The rise of the far right Front National in the 1980s stripped the debate in France of its aura of consensus and a new law was deemed necessary. The 1990 “Gayssot law” expanded France’s anti-racist institutions in three ways. First, historical denial of the Shoah was made totally illegal (until then only the apology of the Shoah had been punishable). Secondly, parties convicted of racist crimes can be deprived of some of their civil rights such as the right to run for public office. Finally, the law mandated an annual report on the topic, published by the National Commission on Human Rights (CNCDH). Although some of the steps taken were deemed controversial at the time the legislation was passed—notably the ban on Holocaust denial and the power to deprive individuals of their civil rights. On the whole these institutions have been widely accepted in French political circles and society [p. 142].

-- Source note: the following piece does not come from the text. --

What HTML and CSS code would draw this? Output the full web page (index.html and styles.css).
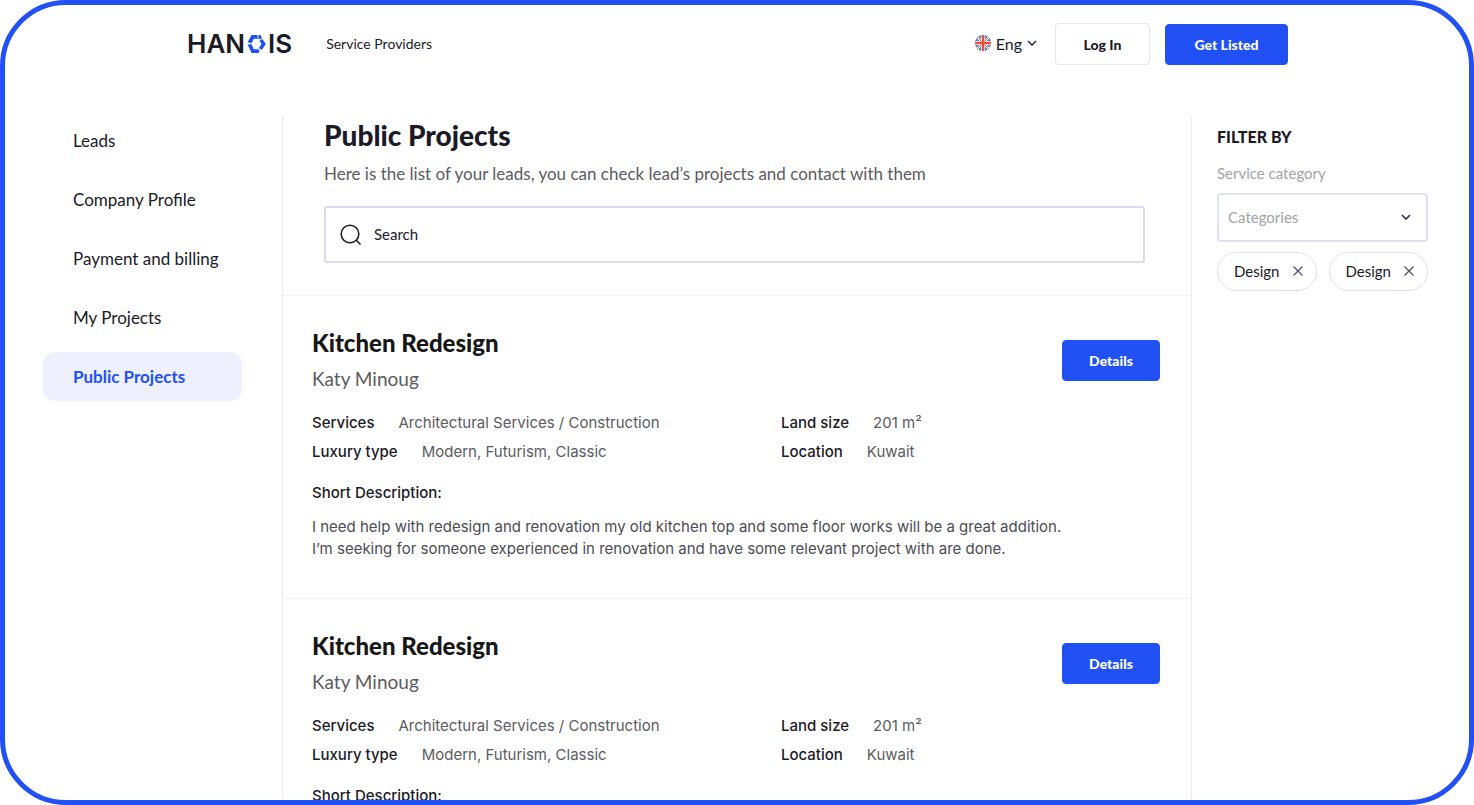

Bleich concludes that it is largely “lived experiences and discourses in Britain and France (which) are central sources of race frames” [p. 189]. As a matter of fact, in both countries, the minorities themselves played little if any role in the passing of legislation (to be compared with the United States where black people were at the vanguard of the civil rights movement).

In accessible terms, although the theory might not always be clear, Bleich provides an interesting comparative survey of race policies in France and Britain and tests his hypothesis successfully with facts and attention-grabbing anecdotes.